DIRECTIVE: Look through the data for the string "styles". Copy every line where it is found.

## start DATA FOR THE TASK

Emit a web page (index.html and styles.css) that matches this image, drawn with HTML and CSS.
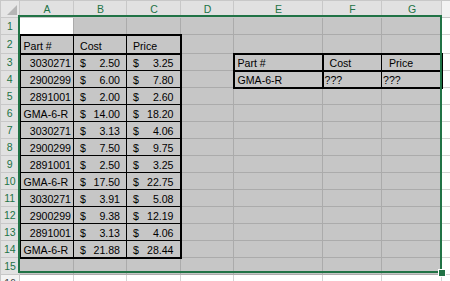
FILE: index.html
```html
<!DOCTYPE html>
<html>
<head>
<meta charset="utf-8">
<link rel="stylesheet" href="styles.css">
</head>
<body>
<div class="sheet">
<table class="grid">
<colgroup>
<col class="c-rh"><col class="c-a"><col class="c-b"><col class="c-c"><col class="c-d"><col class="c-e"><col class="c-f"><col class="c-g"><col class="c-h">
</colgroup>
<tr class="r-head">
<td class="corner"><svg class="tri" width="19" height="16" viewBox="0 0 19 16"><polygon points="16,4 16,14 6,14" fill="#b5b5b5"/></svg></td>
<td class="ch on">A</td><td class="ch on">B</td><td class="ch on">C</td><td class="ch on">D</td><td class="ch on">E</td><td class="ch on">F</td><td class="ch on">G</td><td class="ch"></td>
</tr>
<tr class="r">
<td class="rh on">1</td><td class="act"></td><td class="sel"></td><td class="sel"></td><td class="sel"></td><td class="sel"></td><td class="sel"></td><td class="sel"></td><td></td>
</tr>
<tr class="r r2">
<td class="rh on">2</td>
<td class="sel t hd lft">Part #</td><td class="sel t hd"><span class="ht">Cost</span></td><td class="sel t hd rgt"><span class="ht">Price</span></td>
<td class="sel"></td><td class="sel"></td><td class="sel"></td><td class="sel"></td><td></td>
</tr>
<tr class="r">
<td class="rh on">3</td>
<td class="sel t lft num">3030271</td><td class="sel t"><div class="acct"><span>$</span><span>2.50</span></div></td><td class="sel t rgt"><div class="acct"><span>$</span><span>3.25</span></div></td>
<td class="sel"></td><td class="sel u u-top u-l">Part #</td><td class="sel u u-top u-m"><span class="ht2">Cost</span></td><td class="sel u u-top u-r"><span class="ht3">Price</span></td><td></td>
</tr>
<tr class="r">
<td class="rh on">4</td>
<td class="sel t lft num">2900299</td><td class="sel t"><div class="acct"><span>$</span><span>6.00</span></div></td><td class="sel t rgt"><div class="acct"><span>$</span><span>7.80</span></div></td>
<td class="sel"></td><td class="sel u u-bot u-l">GMA-6-R</td><td class="sel u u-bot u-m q">???</td><td class="sel u u-bot u-r q">???</td><td></td>
</tr>
<tr class="r">
<td class="rh on">5</td>
<td class="sel t lft num">2891001</td><td class="sel t"><div class="acct"><span>$</span><span>2.00</span></div></td><td class="sel t rgt"><div class="acct"><span>$</span><span>2.60</span></div></td>
<td class="sel"></td><td class="sel"></td><td class="sel"></td><td class="sel"></td><td></td>
</tr>
<tr class="r">
<td class="rh on">6</td>
<td class="sel t lft">GMA-6-R</td><td class="sel t"><div class="acct"><span>$</span><span>14.00</span></div></td><td class="sel t rgt"><div class="acct"><span>$</span><span>18.20</span></div></td>
<td class="sel"></td><td class="sel"></td><td class="sel"></td><td class="sel"></td><td></td>
</tr>
<tr class="r">
<td class="rh on">7</td>
<td class="sel t lft num">3030271</td><td class="sel t"><div class="acct"><span>$</span><span>3.13</span></div></td><td class="sel t rgt"><div class="acct"><span>$</span><span>4.06</span></div></td>
<td class="sel"></td><td class="sel"></td><td class="sel"></td><td class="sel"></td><td></td>
</tr>
<tr class="r">
<td class="rh on">8</td>
<td class="sel t lft num">2900299</td><td class="sel t"><div class="acct"><span>$</span><span>7.50</span></div></td><td class="sel t rgt"><div class="acct"><span>$</span><span>9.75</span></div></td>
<td class="sel"></td><td class="sel"></td><td class="sel"></td><td class="sel"></td><td></td>
</tr>
<tr class="r">
<td class="rh on">9</td>
<td class="sel t lft num">2891001</td><td class="sel t"><div class="acct"><span>$</span><span>2.50</span></div></td><td class="sel t rgt"><div class="acct"><span>$</span><span>3.25</span></div></td>
<td class="sel"></td><td class="sel"></td><td class="sel"></td><td class="sel"></td><td></td>
</tr>
<tr class="r">
<td class="rh on">10</td>
<td class="sel t lft">GMA-6-R</td><td class="sel t"><div class="acct"><span>$</span><span>17.50</span></div></td><td class="sel t rgt"><div class="acct"><span>$</span><span>22.75</span></div></td>
<td class="sel"></td><td class="sel"></td><td class="sel"></td><td class="sel"></td><td></td>
</tr>
<tr class="r">
<td class="rh on">11</td>
<td class="sel t lft num">3030271</td><td class="sel t"><div class="acct"><span>$</span><span>3.91</span></div></td><td class="sel t rgt"><div class="acct"><span>$</span><span>5.08</span></div></td>
<td class="sel"></td><td class="sel"></td><td class="sel"></td><td class="sel"></td><td></td>
</tr>
<tr class="r">
<td class="rh on">12</td>
<td class="sel t lft num">2900299</td><td class="sel t"><div class="acct"><span>$</span><span>9.38</span></div></td><td class="sel t rgt"><div class="acct"><span>$</span><span>12.19</span></div></td>
<td class="sel"></td><td class="sel"></td><td class="sel"></td><td class="sel"></td><td></td>
</tr>
<tr class="r">
<td class="rh on">13</td>
<td class="sel t lft num">2891001</td><td class="sel t"><div class="acct"><span>$</span><span>3.13</span></div></td><td class="sel t rgt"><div class="acct"><span>$</span><span>4.06</span></div></td>
<td class="sel"></td><td class="sel"></td><td class="sel"></td><td class="sel"></td><td></td>
</tr>
<tr class="r">
<td class="rh on">14</td>
<td class="sel t lft bot">GMA-6-R</td><td class="sel t bot"><div class="acct"><span>$</span><span>21.88</span></div></td><td class="sel t rgt bot"><div class="acct"><span>$</span><span>28.44</span></div></td>
<td class="sel"></td><td class="sel"></td><td class="sel"></td><td class="sel"></td><td></td>
</tr>
<tr class="r">
<td class="rh on">15</td><td class="sel"></td><td class="sel"></td><td class="sel"></td><td class="sel"></td><td class="sel"></td><td class="sel"></td><td class="sel"></td><td></td>
</tr>
<tr class="r">
<td class="rh">16</td><td></td><td></td><td></td><td></td><td></td><td></td><td></td><td></td>
</tr>
</table>
<div class="selection"></div>
<div class="handle"></div>
</div>
</body>
</html>
```

FILE: styles.css
```css
html, body {
  margin: 0;
  padding: 0;
  background: #ffffff;
}
body {
  overflow: hidden;
  font-family: "Liberation Sans", Arial, sans-serif;
}
.sheet {
  position: relative;
  width: 450px;
  height: 281px;
  overflow: hidden;
}
.grid {
  border-collapse: collapse;
  table-layout: fixed;
  width: 450px;
  font-size: 10.6px;
  color: #000;
}
.c-rh { width: 19px; }
.c-a { width: 54px; }
.c-b { width: 53px; }
.c-c { width: 54px; }
.c-d { width: 53px; }
.c-e { width: 89px; }
.c-f { width: 59px; }
.c-g { width: 60px; }
.c-h { width: 9px; }

.grid td {
  padding: 0 2px 0 3px;
  border: 1px solid #d4d4d4;
  white-space: nowrap;
  overflow: hidden;
  vertical-align: bottom;
  line-height: 14px;
  box-sizing: border-box;
}
.r-head { height: 16px; }
.r { height: 17px; }
.r2 { height: 19px; }

.corner {
  position: relative;
  background: #e6e6e6;
  border-color: #c8c8c8 !important;
}
.tri {
  display: block;
}
.grid td.corner { padding: 0; vertical-align: top; }

.grid td.ch {
  background: #f3f3f3;
  border-color: #c8c8c8;
  text-align: center;
  color: #444;
  font-size: 10.5px;
  vertical-align: middle;
}
.grid td.ch.on {
  background: #e1e1e1;
  color: #217346;
}
.grid td.rh {
  background: #f3f3f3;
  border-color: #c8c8c8;
  text-align: center;
  color: #444;
  font-size: 10.5px;
  padding: 0;
  vertical-align: middle;
}
.grid td.rh.on {
  background: #e1e1e1;
  color: #217346;
}

.grid td.sel {
  background: #c6c6c6;
  border-color: #ababab;
}
.grid td.act {
  background: #ffffff;
  border-color: #ababab;
}

/* table 1 */
.grid td.t {
  border: 1px solid #000;
}
.grid td.hd {
  border-top: 2px solid #000;
  border-bottom: 2px solid #000;
}
.grid td.lft { border-left: 2px solid #000; }
.grid td.rgt { border-right: 2px solid #000; }
.grid td.bot { border-bottom: 2px solid #000; }
.grid td.num { text-align: right; }
.ht { padding-left: 3px; }

.acct {
  display: flex;
  justify-content: space-between;
  padding: 0 4px 0 3px;
}

/* table 2 */
.grid td.u { border: 2px solid #000; }
.grid td.u-m { border-right: 1px solid #000; }
.grid td.u-r { border-left: 1px solid #000; }
.ht2 { padding-left: 3px; }
.ht3 { padding-left: 4px; }
.grid td.q { padding-left: 1px; }

.selection {
  position: absolute;
  left: 18px;
  top: 15px;
  width: 424px;
  height: 258px;
  border: 2px solid #217346;
  box-sizing: border-box;
  pointer-events: none;
}
.handle {
  position: absolute;
  left: 438px;
  top: 269px;
  width: 6px;
  height: 6px;
  background: #217346;
  border: 1px solid #ffffff;
  box-sizing: content-box;
}
```
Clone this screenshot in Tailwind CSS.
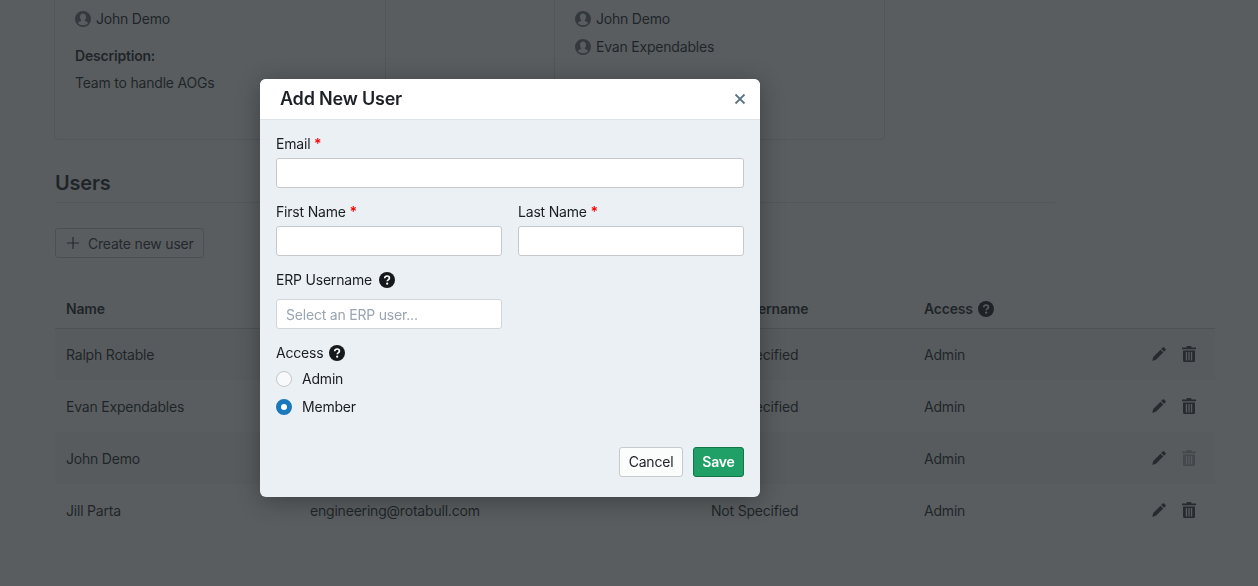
<!DOCTYPE html>
<html lang="en">
<head>
<meta charset="utf-8">
<title>Add New User</title>
<script src="https://cdn.jsdelivr.net/npm/@tailwindcss/browser@4"></script>
</head>
<body class="h-[586px] overflow-hidden bg-white font-['Inter',sans-serif] text-[14px] leading-5 tracking-[-0.2px] text-[#1a1e22]">
<main class="-mt-[40px] px-[55px]">
  <div class="-ml-px flex">
    <section class="box-border h-[180px] w-[332px] rounded-[4px] border border-[#dee2e6] px-5 pt-5">
      <p class="mb-2 font-semibold">Owner:</p>
      <p class="flex items-center gap-[5px]">
        <svg class="h-4 w-4 text-[#6c7177]" viewBox="0 0 16 16" fill="currentColor"><path fill-rule="evenodd" d="M8 0a8 8 0 1 1 0 16A8 8 0 0 1 8 0Zm0 2.600c-1.800 0-3 1.500-3 3.400 0 1.200.5 2.300 1.200 3 .2.300.1.700-.2.900l-2.300 1.200c-.3.200-.5.500-.5.800v.3c0 .7 1.900 2 4.800 2s4.800-1.300 4.800-2v-.3c0-.3-.2-.6-.5-.8L10 9.900c-.3-.2-.4-.6-.2-.9.700-.7 1.200-1.800 1.200-3 0-1.900-1.200-3.400-3-3.400Z"/></svg>
        John Demo
      </p>
      <p class="mt-[17px] font-semibold">Description:</p>
      <p class="mt-[7px]">Team to handle AOGs</p>
    </section>
    <section class="ml-[168px] box-border h-[180px] w-[331px] rounded-[4px] border border-[#dee2e6] px-5 pt-5">
      <p class="mb-2 font-semibold">Owner:</p>
      <p class="flex items-center gap-[5px]">
        <svg class="h-4 w-4 text-[#6c7177]" viewBox="0 0 16 16" fill="currentColor"><path fill-rule="evenodd" d="M8 0a8 8 0 1 1 0 16A8 8 0 0 1 8 0Zm0 2.600c-1.800 0-3 1.500-3 3.400 0 1.200.5 2.300 1.200 3 .2.300.1.700-.2.900l-2.300 1.200c-.3.200-.5.500-.5.800v.3c0 .7 1.900 2 4.800 2s4.800-1.300 4.800-2v-.3c0-.3-.2-.6-.5-.8L10 9.900c-.3-.2-.4-.6-.2-.9.700-.7 1.200-1.800 1.200-3 0-1.900-1.200-3.400-3-3.400Z"/></svg>
        John Demo
      </p>
      <p class="mt-2 flex items-center gap-[5px]">
        <svg class="h-4 w-4 text-[#6c7177]" viewBox="0 0 16 16" fill="currentColor"><path fill-rule="evenodd" d="M8 0a8 8 0 1 1 0 16A8 8 0 0 1 8 0Zm0 2.600c-1.800 0-3 1.500-3 3.400 0 1.200.5 2.300 1.200 3 .2.300.1.700-.2.900l-2.300 1.200c-.3.200-.5.500-.5.800v.3c0 .7 1.900 2 4.800 2s4.800-1.300 4.800-2v-.3c0-.3-.2-.6-.5-.8L10 9.900c-.3-.2-.4-.6-.2-.9.700-.7 1.200-1.800 1.200-3 0-1.900-1.200-3.400-3-3.400Z"/></svg>
        Evan Expendables
      </p>
      <p class="mt-[20px] font-semibold">Members:</p>
    </section>
  </div>

  <h2 class="mt-[29px] w-[1000px] border-b border-[#e4e7ea] pb-[5px] text-[20px] leading-7 font-semibold">Users</h2>

  <button class="mt-[25px] flex h-[30px] w-[149px] items-center gap-[9px] rounded-[3px] border border-[#c4c8cc] pl-[11px] text-[#2b3036]">
    <svg class="h-3 w-3" viewBox="0 0 12 12" fill="none" stroke="currentColor" stroke-width="1.200"><path d="M6 0v12M0 6h12"/></svg>
    <span class="pt-px">Create new user</span>
  </button>

  <table class="mt-8 w-[1160px] table-fixed border-collapse text-left">
    <colgroup>
      <col class="w-[244px]"><col class="w-[401px]"><col class="w-[213px]"><col class="w-[190px]"><col class="w-[112px]">
    </colgroup>
    <thead>
      <tr class="h-[38px] border-b border-[#cfd3d7]">
        <th class="px-[11px] font-semibold">Name</th>
        <th class="px-[11px] font-semibold">Email</th>
        <th class="px-[11px] font-semibold">ERP Username</th>
        <th class="px-[11px] font-semibold">
          <span class="flex items-center gap-[5px]">Access
            <svg class="h-4 w-4 text-[#16191c]" viewBox="0 0 16 16"><circle cx="8" cy="8" r="8" fill="currentColor"/><path d="M5.700 6.200c0-1.400 1-2.200 2.400-2.200 1.300 0 2.300.8 2.300 2 0 1-.6 1.500-1.200 1.900-.6.400-.9.600-.9 1.300" fill="none" stroke="#fff" stroke-width="1.700"/><circle cx="8.200" cy="11.700" r="1.100" fill="#fff"/></svg>
          </span>
        </th>
        <th></th>
      </tr>
    </thead>
    <tbody>
      <tr class="h-[52px] bg-[#f5f6f6]">
        <td class="px-[11px] pt-[2px]">Ralph Rotable</td><td class="px-[11px] pt-[2px]">ralph@rotabull.com</td><td class="px-[11px] pt-[2px]">Not Specified</td><td class="px-[11px] pt-[2px]">Admin</td>
        <td class="pl-[49px]"><span class="flex items-center gap-4 text-[#343a40]">
          <svg class="h-[14px] w-[14px]" viewBox="0 0 14 14" fill="currentColor"><path d="M10.600.6a1.200 1.200 0 0 1 1.700 0l1.100 1.100a1.200 1.200 0 0 1 0 1.700l-1.400 1.400-2.800-2.800ZM8.500 2.700l2.800 2.800-7.300 7.300L.2 14l1-3.900Z"/></svg>
          <svg class="h-4 w-[14px]" viewBox="0 0 14 16" fill="currentColor"><path fill-rule="evenodd" d="M5 0h4l.7 1.500H14v1.700H0V1.500h4.300ZM1 4.400h12V14.500A1.500 1.500 0 0 1 11.500 16h-9A1.500 1.500 0 0 1 1 14.500ZM3.800 6v8.400h1.300V6Zm2.550 0v8.400h1.300V6Zm2.550 0v8.400h1.300V6Z"/></svg>
        </span></td>
      </tr>
      <tr class="h-[52px]">
        <td class="px-[11px] pt-[2px]">Evan Expendables</td><td class="px-[11px] pt-[2px]">evan@rotabull.com</td><td class="px-[11px] pt-[2px]">Not Specified</td><td class="px-[11px] pt-[2px]">Admin</td>
        <td class="pl-[49px]"><span class="flex items-center gap-4 text-[#343a40]">
          <svg class="h-[14px] w-[14px]" viewBox="0 0 14 14" fill="currentColor"><path d="M10.600.6a1.200 1.200 0 0 1 1.700 0l1.100 1.100a1.200 1.200 0 0 1 0 1.700l-1.400 1.400-2.800-2.800ZM8.500 2.700l2.800 2.800-7.300 7.300L.2 14l1-3.900Z"/></svg>
          <svg class="h-4 w-[14px]" viewBox="0 0 14 16" fill="currentColor"><path fill-rule="evenodd" d="M5 0h4l.7 1.500H14v1.700H0V1.500h4.300ZM1 4.400h12V14.500A1.500 1.500 0 0 1 11.500 16h-9A1.500 1.500 0 0 1 1 14.500ZM3.800 6v8.400h1.300V6Zm2.550 0v8.400h1.300V6Zm2.550 0v8.400h1.300V6Z"/></svg>
        </span></td>
      </tr>
      <tr class="h-[52px] bg-[#f5f6f6]">
        <td class="px-[11px] pt-[2px]">John Demo</td><td class="px-[11px] pt-[2px]">john@rotabull.com</td><td class="px-[11px] pt-[2px]">jdemo</td><td class="px-[11px] pt-[2px]">Admin</td>
        <td class="pl-[49px]"><span class="flex items-center gap-4 text-[#343a40]">
          <svg class="h-[14px] w-[14px]" viewBox="0 0 14 14" fill="currentColor"><path d="M10.600.6a1.200 1.200 0 0 1 1.700 0l1.100 1.100a1.200 1.200 0 0 1 0 1.700l-1.400 1.400-2.800-2.800ZM8.500 2.700l2.800 2.800-7.300 7.300L.2 14l1-3.900Z"/></svg>
          <svg class="h-4 w-[14px] opacity-40" viewBox="0 0 14 16" fill="currentColor"><path fill-rule="evenodd" d="M5 0h4l.7 1.500H14v1.700H0V1.500h4.300ZM1 4.400h12V14.500A1.500 1.500 0 0 1 11.500 16h-9A1.500 1.500 0 0 1 1 14.500ZM3.800 6v8.400h1.300V6Zm2.550 0v8.400h1.300V6Zm2.550 0v8.400h1.300V6Z"/></svg>
        </span></td>
      </tr>
      <tr class="h-[52px]">
        <td class="px-[11px] pt-[2px]">Jill Parta</td><td class="px-[11px] pt-[2px]">engineering@rotabull.com</td><td class="px-[11px] pt-[2px]">Not Specified</td><td class="px-[11px] pt-[2px]">Admin</td>
        <td class="pl-[49px]"><span class="flex items-center gap-4 text-[#343a40]">
          <svg class="h-[14px] w-[14px]" viewBox="0 0 14 14" fill="currentColor"><path d="M10.600.6a1.200 1.200 0 0 1 1.700 0l1.100 1.100a1.200 1.200 0 0 1 0 1.700l-1.400 1.400-2.800-2.800ZM8.500 2.700l2.800 2.800-7.300 7.300L.2 14l1-3.900Z"/></svg>
          <svg class="h-4 w-[14px]" viewBox="0 0 14 16" fill="currentColor"><path fill-rule="evenodd" d="M5 0h4l.7 1.500H14v1.700H0V1.500h4.300ZM1 4.400h12V14.500A1.500 1.500 0 0 1 11.500 16h-9A1.500 1.500 0 0 1 1 14.500ZM3.800 6v8.400h1.300V6Zm2.550 0v8.400h1.300V6Zm2.550 0v8.400h1.300V6Z"/></svg>
        </span></td>
      </tr>
    </tbody>
  </table>
</main>

<div class="fixed inset-0 bg-[#22272b]/75"></div>

<div role="dialog" class="absolute top-[79px] left-[260px] w-[500px] overflow-hidden rounded-[6px] bg-[#ebf0f4] shadow-[0_4px_24px_rgba(0,0,0,0.3)]">
  <header class="flex h-[41px] items-center justify-between border-b border-[#dde2e6] bg-white pr-[14px] pl-5">
    <h3 class="text-[18px] font-semibold text-[#1d2126]">Add New User</h3>
    <svg class="h-3 w-3 text-[#5f7486]" viewBox="0 0 12 12" fill="none" stroke="currentColor" stroke-width="1.800"><path d="M1.500 1.500l9 9M10.500 1.500l-9 9"/></svg>
  </header>
  <form class="px-4 pt-[14px] pb-5">
    <label class="block">Email <span class="font-semibold text-[#ff0000]">*</span></label>
    <input class="mt-1 box-border block h-[30px] w-full rounded-[3px] border border-[#c6c9cc] bg-white">
    <div class="mt-[14px] grid grid-cols-2 gap-4">
      <div>
        <label class="block">First Name <span class="font-semibold text-[#ff0000]">*</span></label>
        <input class="mt-1 box-border block h-[30px] w-full rounded-[3px] border border-[#c6c9cc] bg-white">
      </div>
      <div>
        <label class="block">Last Name <span class="font-semibold text-[#ff0000]">*</span></label>
        <input class="mt-1 box-border block h-[30px] w-full rounded-[3px] border border-[#c6c9cc] bg-white">
      </div>
    </div>
    <label class="mt-[14px] flex items-center gap-[7px]">ERP Username
      <svg class="h-4 w-4 text-[#16191c]" viewBox="0 0 16 16"><circle cx="8" cy="8" r="8" fill="currentColor"/><path d="M5.700 6.200c0-1.400 1-2.200 2.400-2.200 1.300 0 2.300.8 2.300 2 0 1-.6 1.500-1.200 1.900-.6.400-.9.600-.9 1.300" fill="none" stroke="#fff" stroke-width="1.700"/><circle cx="8.200" cy="11.700" r="1.100" fill="#fff"/></svg>
    </label>
    <input placeholder="Select an ERP user..." class="mt-[9px] box-border block h-[30px] w-[226px] rounded-[3px] border border-[#d3d6d9] bg-white px-[9px] placeholder:text-[#9aa5b1]">
    <label class="mt-[14px] flex items-center gap-[6px]">Access
      <svg class="h-4 w-4 text-[#16191c]" viewBox="0 0 16 16"><circle cx="8" cy="8" r="8" fill="currentColor"/><path d="M5.700 6.200c0-1.400 1-2.200 2.400-2.200 1.300 0 2.300.8 2.300 2 0 1-.6 1.500-1.200 1.900-.6.400-.9.600-.9 1.300" fill="none" stroke="#fff" stroke-width="1.700"/><circle cx="8.200" cy="11.700" r="1.100" fill="#fff"/></svg>
    </label>
    <div class="mt-[6px] flex items-center gap-[10px]">
      <span class="box-border h-4 w-4 rounded-full border border-[#c4c7ca] bg-[#f8f9fa]"></span>Admin
    </div>
    <div class="mt-2 flex items-center gap-[10px]">
      <span class="box-border h-4 w-4 rounded-full border-[5px] border-[#1a78bd] bg-white"></span>Member
    </div>
    <div class="mt-[30px] flex justify-end gap-[10px]">
      <button type="button" class="box-border h-[30px] w-[64px] rounded-[3px] border border-[#c6cacd] bg-[#fbfcfc] text-[#212529]">Cancel</button>
      <button type="button" class="box-border h-[30px] w-[51px] rounded-[3px] border border-[#12764a] bg-[#20a067] font-semibold text-white">Save</button>
    </div>
  </form>
</div>
</body>
</html>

## end DATA FOR THE TASK

TASK RESPONSE:
Emit a web page (index.html and styles.css) that matches this image, drawn with HTML and CSS.
<link rel="stylesheet" href="styles.css">
FILE: styles.css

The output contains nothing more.